Sample poor dialogue:
"I like the rain."
"I like the rain too."
"Are you going to stick with that story? Because millions of lives are at stake and you could prevent a catastrophe." - Agent Callie Ferris [Moore]
A nuclear bomb is going to explode somewhere in Los Angeles. So what does the FBI do? Find a middling "magician/clairvoyant" in Las Vegas who can see two minutes into the future. It makes no sense. I'm sure the Philip K. Dick story this film bases itself on made a bit more sense and may have been exciting.
Next is far from it. Cris [Cage] does not think he can help so instead of explaining this to the authorities, he goes on the run. When they capture him, he ends up becoming involved, as his new girlfriend Liz [Biel] is now part of the terrorists' plan.

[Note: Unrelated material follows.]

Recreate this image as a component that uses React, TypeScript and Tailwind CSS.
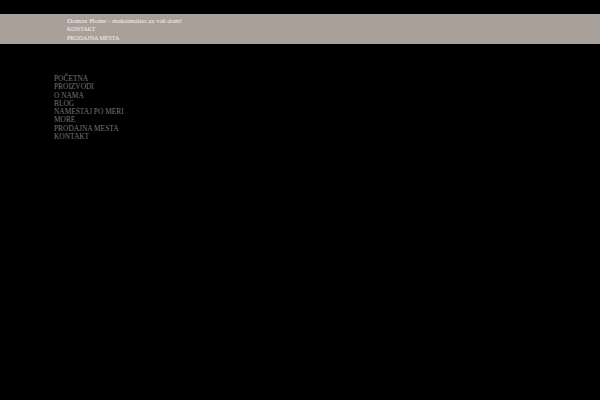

There's one scene where logs are barreling down a steep hill toward Moore and Cage and Cage does this huge leap to save her and it is SO fake looking. Yes, I know films use the green screen but does it have to be of such more production value? It's just awful and jumpy. Moore's role is unconvincing and a throw-away. Hope she got paid very, very well. She barks commands and is just ridiculous. And Cage's Criss Angell-styled dude can fight well-armed military men in hand-to-hand combat after distracting them with a trick. Please.
I will admit the ending is cool. And surprisingly arty and shall I say even unexpected. But then there's the second ending. Boo.
Why do such poor films continuously get green-lit?